How do you handle references to multimedia content in tweets (images, links, or videos) that might provide clues about relevance?
Many tweets about breaking news may include an external link, an attached image, or a video clip. If you focus solely on text, you risk missing signals:
• Metadata Extraction: At minimum, parse the tweet’s metadata to identify if a link points to a known news source or if the image is from a verified news channel. • Image/Video Content Analysis: Advanced setups might use image recognition or even short video analysis to see if the media is consistent with news content (for instance, a well-known channel’s logo or screen captures of news streams). • Hybrid Models: Combine text embeddings from the tweet with image embeddings from a convolutional neural network or a transformer-based vision model. This multi-modal approach typically yields a more comprehensive assessment of relevance. • Resource Implications: Multi-modal models require more computational power and are more complex to deploy, so weigh the performance gains against additional system costs and engineering complexity.
When might semi-supervised or unsupervised approaches be beneficial in identifying relevant content?

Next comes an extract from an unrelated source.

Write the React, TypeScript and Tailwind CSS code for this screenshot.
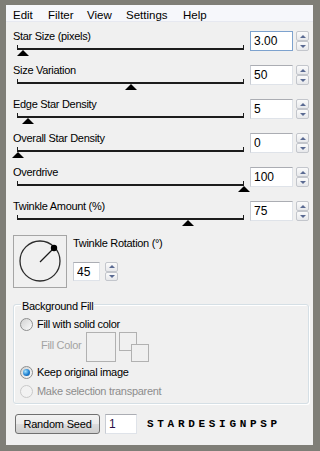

If labeling costs are high or if there are rapidly emerging topics, a large portion of unlabeled tweets may exist. Semi-supervised or unsupervised learning can help:
• Clustering: Group unlabeled tweets by semantic similarity, and label entire clusters if they predominantly reflect relevant (or irrelevant) news. This approach is particularly handy for quickly adapting to new events that your model has never seen. • Self-Training: Use the model’s own high-confidence predictions on unlabeled tweets to augment the training set. This is risky if the model is biased or inaccurate, but careful thresholds and iterative retraining cycles can make it effective. • Active Learning: Prompt a human annotator to label only those tweets about which the model is least confident. This way you spend labeling effort where it’s most impactful, helping the model learn from its “blind spots.”